# DIRECTIVE
Reproduce the listing below without changes, except that pictures are left out.

# GIVEN INFORMATION
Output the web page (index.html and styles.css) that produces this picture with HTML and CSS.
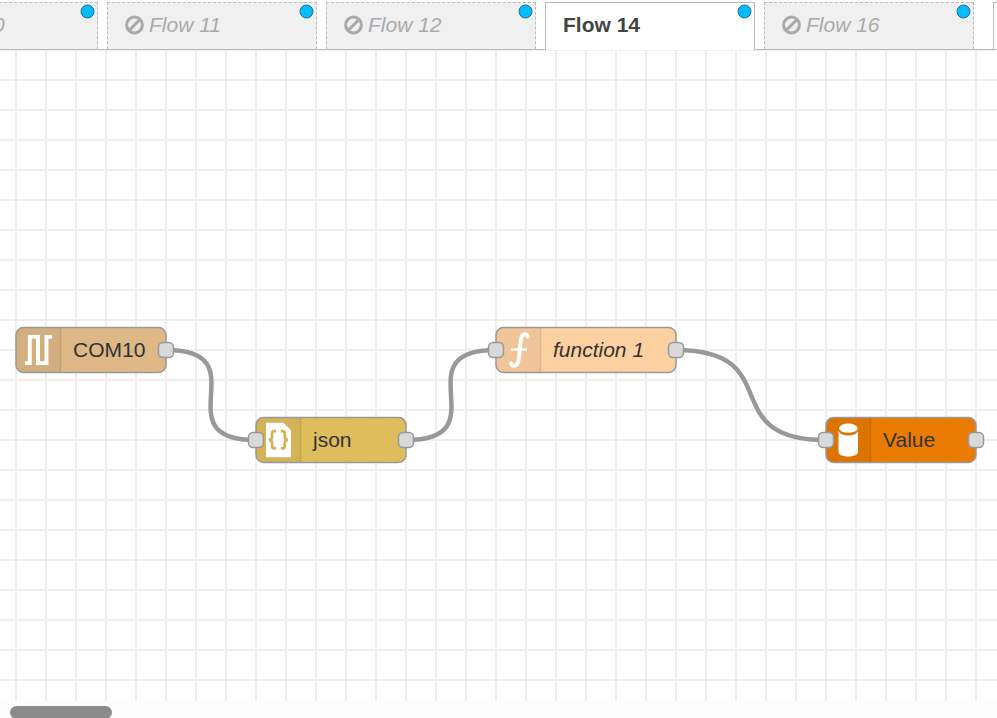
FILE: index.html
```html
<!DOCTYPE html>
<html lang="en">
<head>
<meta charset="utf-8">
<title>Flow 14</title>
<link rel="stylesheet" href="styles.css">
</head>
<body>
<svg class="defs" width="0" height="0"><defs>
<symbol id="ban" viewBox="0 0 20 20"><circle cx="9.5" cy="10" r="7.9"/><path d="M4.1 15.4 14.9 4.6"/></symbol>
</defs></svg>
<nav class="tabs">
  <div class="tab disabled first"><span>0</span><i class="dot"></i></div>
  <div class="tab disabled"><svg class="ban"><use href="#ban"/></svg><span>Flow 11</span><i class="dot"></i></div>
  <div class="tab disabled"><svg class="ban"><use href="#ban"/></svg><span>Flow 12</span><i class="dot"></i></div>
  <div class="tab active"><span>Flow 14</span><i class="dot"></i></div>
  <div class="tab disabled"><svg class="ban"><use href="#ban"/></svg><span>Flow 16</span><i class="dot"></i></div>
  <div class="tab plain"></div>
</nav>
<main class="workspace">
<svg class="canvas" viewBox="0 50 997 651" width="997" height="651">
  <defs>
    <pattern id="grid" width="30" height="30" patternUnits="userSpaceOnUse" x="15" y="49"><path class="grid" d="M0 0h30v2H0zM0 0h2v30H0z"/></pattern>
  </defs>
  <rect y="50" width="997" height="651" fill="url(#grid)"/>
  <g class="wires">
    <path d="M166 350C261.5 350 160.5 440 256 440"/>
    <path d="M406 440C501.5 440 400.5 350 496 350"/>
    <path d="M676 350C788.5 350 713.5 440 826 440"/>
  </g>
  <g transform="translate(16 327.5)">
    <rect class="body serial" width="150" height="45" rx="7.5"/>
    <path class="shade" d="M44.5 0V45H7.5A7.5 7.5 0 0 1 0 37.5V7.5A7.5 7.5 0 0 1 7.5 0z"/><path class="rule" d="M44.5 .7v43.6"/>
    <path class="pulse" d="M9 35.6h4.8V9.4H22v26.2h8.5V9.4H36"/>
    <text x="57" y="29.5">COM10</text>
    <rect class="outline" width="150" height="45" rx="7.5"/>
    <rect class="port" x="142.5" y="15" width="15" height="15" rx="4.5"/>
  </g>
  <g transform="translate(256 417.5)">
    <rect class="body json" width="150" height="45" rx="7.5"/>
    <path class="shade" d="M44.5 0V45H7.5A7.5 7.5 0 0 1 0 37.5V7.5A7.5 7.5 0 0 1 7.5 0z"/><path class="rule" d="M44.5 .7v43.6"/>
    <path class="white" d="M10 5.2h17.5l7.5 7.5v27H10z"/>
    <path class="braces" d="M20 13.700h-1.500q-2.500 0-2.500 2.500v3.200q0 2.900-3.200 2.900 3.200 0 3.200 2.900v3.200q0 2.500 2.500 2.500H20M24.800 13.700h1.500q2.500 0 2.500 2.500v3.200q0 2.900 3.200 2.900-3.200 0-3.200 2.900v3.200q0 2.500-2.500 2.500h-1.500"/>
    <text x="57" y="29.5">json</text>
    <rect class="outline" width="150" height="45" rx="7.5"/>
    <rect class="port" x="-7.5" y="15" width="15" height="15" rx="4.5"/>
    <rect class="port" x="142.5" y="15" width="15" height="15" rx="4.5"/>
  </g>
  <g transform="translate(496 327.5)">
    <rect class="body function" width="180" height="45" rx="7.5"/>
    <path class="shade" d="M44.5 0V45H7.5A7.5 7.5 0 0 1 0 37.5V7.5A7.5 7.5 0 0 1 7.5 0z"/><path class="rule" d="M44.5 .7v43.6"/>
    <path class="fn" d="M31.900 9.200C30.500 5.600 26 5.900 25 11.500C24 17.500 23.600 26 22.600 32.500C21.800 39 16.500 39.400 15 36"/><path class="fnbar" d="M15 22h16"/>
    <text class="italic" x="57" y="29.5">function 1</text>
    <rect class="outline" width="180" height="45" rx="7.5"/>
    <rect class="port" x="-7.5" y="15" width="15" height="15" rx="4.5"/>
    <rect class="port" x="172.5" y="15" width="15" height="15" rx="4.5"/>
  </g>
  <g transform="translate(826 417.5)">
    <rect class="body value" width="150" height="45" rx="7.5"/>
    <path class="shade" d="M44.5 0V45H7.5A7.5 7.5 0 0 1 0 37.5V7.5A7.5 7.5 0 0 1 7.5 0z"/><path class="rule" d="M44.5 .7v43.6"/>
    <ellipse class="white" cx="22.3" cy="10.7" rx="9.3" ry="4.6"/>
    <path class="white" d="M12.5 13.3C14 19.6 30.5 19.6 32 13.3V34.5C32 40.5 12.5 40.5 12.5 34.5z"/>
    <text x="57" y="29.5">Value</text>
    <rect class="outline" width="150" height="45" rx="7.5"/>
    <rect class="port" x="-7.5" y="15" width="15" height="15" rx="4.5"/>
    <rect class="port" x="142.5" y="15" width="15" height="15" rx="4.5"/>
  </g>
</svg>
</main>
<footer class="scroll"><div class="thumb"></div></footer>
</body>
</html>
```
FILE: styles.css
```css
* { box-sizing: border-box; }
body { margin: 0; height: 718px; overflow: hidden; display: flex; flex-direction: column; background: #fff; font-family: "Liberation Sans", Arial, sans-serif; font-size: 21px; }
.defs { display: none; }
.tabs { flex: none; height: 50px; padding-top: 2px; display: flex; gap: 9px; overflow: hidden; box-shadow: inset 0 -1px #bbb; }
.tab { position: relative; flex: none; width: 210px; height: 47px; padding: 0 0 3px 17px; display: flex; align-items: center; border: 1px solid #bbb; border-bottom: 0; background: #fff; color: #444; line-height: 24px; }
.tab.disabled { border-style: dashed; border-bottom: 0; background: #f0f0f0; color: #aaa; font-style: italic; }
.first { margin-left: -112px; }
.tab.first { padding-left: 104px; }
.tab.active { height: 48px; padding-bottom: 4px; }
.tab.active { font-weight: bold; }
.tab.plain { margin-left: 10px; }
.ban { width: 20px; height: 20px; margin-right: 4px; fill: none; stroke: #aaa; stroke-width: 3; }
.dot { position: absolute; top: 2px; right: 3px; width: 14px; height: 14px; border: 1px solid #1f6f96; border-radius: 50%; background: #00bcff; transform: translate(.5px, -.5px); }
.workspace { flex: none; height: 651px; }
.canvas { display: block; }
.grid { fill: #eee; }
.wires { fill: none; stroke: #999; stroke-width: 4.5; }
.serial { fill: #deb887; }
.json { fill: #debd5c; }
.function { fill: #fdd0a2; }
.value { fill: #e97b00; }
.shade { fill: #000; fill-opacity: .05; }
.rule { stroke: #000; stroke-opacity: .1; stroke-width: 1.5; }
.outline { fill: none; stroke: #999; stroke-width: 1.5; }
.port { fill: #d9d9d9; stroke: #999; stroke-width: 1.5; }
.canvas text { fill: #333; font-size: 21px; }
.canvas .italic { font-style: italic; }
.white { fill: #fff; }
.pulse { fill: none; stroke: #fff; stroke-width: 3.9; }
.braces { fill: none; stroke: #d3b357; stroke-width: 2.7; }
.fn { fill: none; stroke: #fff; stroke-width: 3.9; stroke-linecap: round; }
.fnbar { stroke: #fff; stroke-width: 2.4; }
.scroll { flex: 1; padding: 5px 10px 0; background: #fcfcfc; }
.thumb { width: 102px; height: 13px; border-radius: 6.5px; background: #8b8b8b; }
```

# ANSWER TO THE EXERCISE
Output the web page (index.html and styles.css) that produces this picture with HTML and CSS.
FILE: index.html
```html
<!DOCTYPE html>
<html lang="en">
<head>
<meta charset="utf-8">
<title>Flow 14</title>
<link rel="stylesheet" href="styles.css">
</head>
<body>
<svg class="defs" width="0" height="0"><defs>
<symbol id="ban" viewBox="0 0 20 20"><circle cx="9.5" cy="10" r="7.9"/><path d="M4.1 15.4 14.9 4.6"/></symbol>
</defs></svg>
<nav class="tabs">
  <div class="tab disabled first"><span>0</span><i class="dot"></i></div>
  <div class="tab disabled"><svg class="ban"><use href="#ban"/></svg><span>Flow 11</span><i class="dot"></i></div>
  <div class="tab disabled"><svg class="ban"><use href="#ban"/></svg><span>Flow 12</span><i class="dot"></i></div>
  <div class="tab active"><span>Flow 14</span><i class="dot"></i></div>
  <div class="tab disabled"><svg class="ban"><use href="#ban"/></svg><span>Flow 16</span><i class="dot"></i></div>
  <div class="tab plain"></div>
</nav>
<main class="workspace">
<svg class="canvas" viewBox="0 50 997 651" width="997" height="651">
  <defs>
    <pattern id="grid" width="30" height="30" patternUnits="userSpaceOnUse" x="15" y="49"><path class="grid" d="M0 0h30v2H0zM0 0h2v30H0z"/></pattern>
  </defs>
  <rect y="50" width="997" height="651" fill="url(#grid)"/>
  <g class="wires">
    <path d="M166 350C261.5 350 160.5 440 256 440"/>
    <path d="M406 440C501.5 440 400.5 350 496 350"/>
    <path d="M676 350C788.5 350 713.5 440 826 440"/>
  </g>
  <g transform="translate(16 327.5)">
    <rect class="body serial" width="150" height="45" rx="7.5"/>
    <path class="shade" d="M44.5 0V45H7.5A7.5 7.5 0 0 1 0 37.5V7.5A7.5 7.5 0 0 1 7.5 0z"/><path class="rule" d="M44.5 .7v43.6"/>
    <path class="pulse" d="M9 35.6h4.8V9.4H22v26.2h8.5V9.4H36"/>
    <text x="57" y="29.5">COM10</text>
    <rect class="outline" width="150" height="45" rx="7.5"/>
    <rect class="port" x="142.5" y="15" width="15" height="15" rx="4.5"/>
  </g>
  <g transform="translate(256 417.5)">
    <rect class="body json" width="150" height="45" rx="7.5"/>
    <path class="shade" d="M44.5 0V45H7.5A7.5 7.5 0 0 1 0 37.5V7.5A7.5 7.5 0 0 1 7.5 0z"/><path class="rule" d="M44.5 .7v43.6"/>
    <path class="white" d="M10 5.2h17.5l7.5 7.5v27H10z"/>
    <path class="braces" d="M20 13.700h-1.500q-2.500 0-2.500 2.500v3.200q0 2.900-3.200 2.900 3.200 0 3.200 2.900v3.200q0 2.500 2.500 2.500H20M24.800 13.700h1.500q2.500 0 2.500 2.500v3.200q0 2.900 3.200 2.900-3.200 0-3.200 2.900v3.200q0 2.500-2.500 2.500h-1.500"/>
    <text x="57" y="29.5">json</text>
    <rect class="outline" width="150" height="45" rx="7.5"/>
    <rect class="port" x="-7.5" y="15" width="15" height="15" rx="4.5"/>
    <rect class="port" x="142.5" y="15" width="15" height="15" rx="4.5"/>
  </g>
  <g transform="translate(496 327.5)">
    <rect class="body function" width="180" height="45" rx="7.5"/>
    <path class="shade" d="M44.5 0V45H7.5A7.5 7.5 0 0 1 0 37.5V7.5A7.5 7.5 0 0 1 7.5 0z"/><path class="rule" d="M44.5 .7v43.6"/>
    <path class="fn" d="M31.900 9.200C30.500 5.600 26 5.900 25 11.500C24 17.500 23.600 26 22.600 32.500C21.800 39 16.500 39.400 15 36"/><path class="fnbar" d="M15 22h16"/>
    <text class="italic" x="57" y="29.5">function 1</text>
    <rect class="outline" width="180" height="45" rx="7.5"/>
    <rect class="port" x="-7.5" y="15" width="15" height="15" rx="4.5"/>
    <rect class="port" x="172.5" y="15" width="15" height="15" rx="4.5"/>
  </g>
  <g transform="translate(826 417.5)">
    <rect class="body value" width="150" height="45" rx="7.5"/>
    <path class="shade" d="M44.5 0V45H7.5A7.5 7.5 0 0 1 0 37.5V7.5A7.5 7.5 0 0 1 7.5 0z"/><path class="rule" d="M44.5 .7v43.6"/>
    <ellipse class="white" cx="22.3" cy="10.7" rx="9.3" ry="4.6"/>
    <path class="white" d="M12.5 13.3C14 19.6 30.5 19.6 32 13.3V34.5C32 40.5 12.5 40.5 12.5 34.5z"/>
    <text x="57" y="29.5">Value</text>
    <rect class="outline" width="150" height="45" rx="7.5"/>
    <rect class="port" x="-7.5" y="15" width="15" height="15" rx="4.5"/>
    <rect class="port" x="142.5" y="15" width="15" height="15" rx="4.5"/>
  </g>
</svg>
</main>
<footer class="scroll"><div class="thumb"></div></footer>
</body>
</html>
```
FILE: styles.css
```css
* { box-sizing: border-box; }
body { margin: 0; height: 718px; overflow: hidden; display: flex; flex-direction: column; background: #fff; font-family: "Liberation Sans", Arial, sans-serif; font-size: 21px; }
.defs { display: none; }
.tabs { flex: none; height: 50px; padding-top: 2px; display: flex; gap: 9px; overflow: hidden; box-shadow: inset 0 -1px #bbb; }
.tab { position: relative; flex: none; width: 210px; height: 47px; padding: 0 0 3px 17px; display: flex; align-items: center; border: 1px solid #bbb; border-bottom: 0; background: #fff; color: #444; line-height: 24px; }
.tab.disabled { border-style: dashed; border-bottom: 0; background: #f0f0f0; color: #aaa; font-style: italic; }
.first { margin-left: -112px; }
.tab.first { padding-left: 104px; }
.tab.active { height: 48px; padding-bottom: 4px; }
.tab.active { font-weight: bold; }
.tab.plain { margin-left: 10px; }
.ban { width: 20px; height: 20px; margin-right: 4px; fill: none; stroke: #aaa; stroke-width: 3; }
.dot { position: absolute; top: 2px; right: 3px; width: 14px; height: 14px; border: 1px solid #1f6f96; border-radius: 50%; background: #00bcff; transform: translate(.5px, -.5px); }
.workspace { flex: none; height: 651px; }
.canvas { display: block; }
.grid { fill: #eee; }
.wires { fill: none; stroke: #999; stroke-width: 4.5; }
.serial { fill: #deb887; }
.json { fill: #debd5c; }
.function { fill: #fdd0a2; }
.value { fill: #e97b00; }
.shade { fill: #000; fill-opacity: .05; }
.rule { stroke: #000; stroke-opacity: .1; stroke-width: 1.5; }
.outline { fill: none; stroke: #999; stroke-width: 1.5; }
.port { fill: #d9d9d9; stroke: #999; stroke-width: 1.5; }
.canvas text { fill: #333; font-size: 21px; }
.canvas .italic { font-style: italic; }
.white { fill: #fff; }
.pulse { fill: none; stroke: #fff; stroke-width: 3.9; }
.braces { fill: none; stroke: #d3b357; stroke-width: 2.7; }
.fn { fill: none; stroke: #fff; stroke-width: 3.9; stroke-linecap: round; }
.fnbar { stroke: #fff; stroke-width: 2.4; }
.scroll { flex: 1; padding: 5px 10px 0; background: #fcfcfc; }
.thumb { width: 102px; height: 13px; border-radius: 6.5px; background: #8b8b8b; }
```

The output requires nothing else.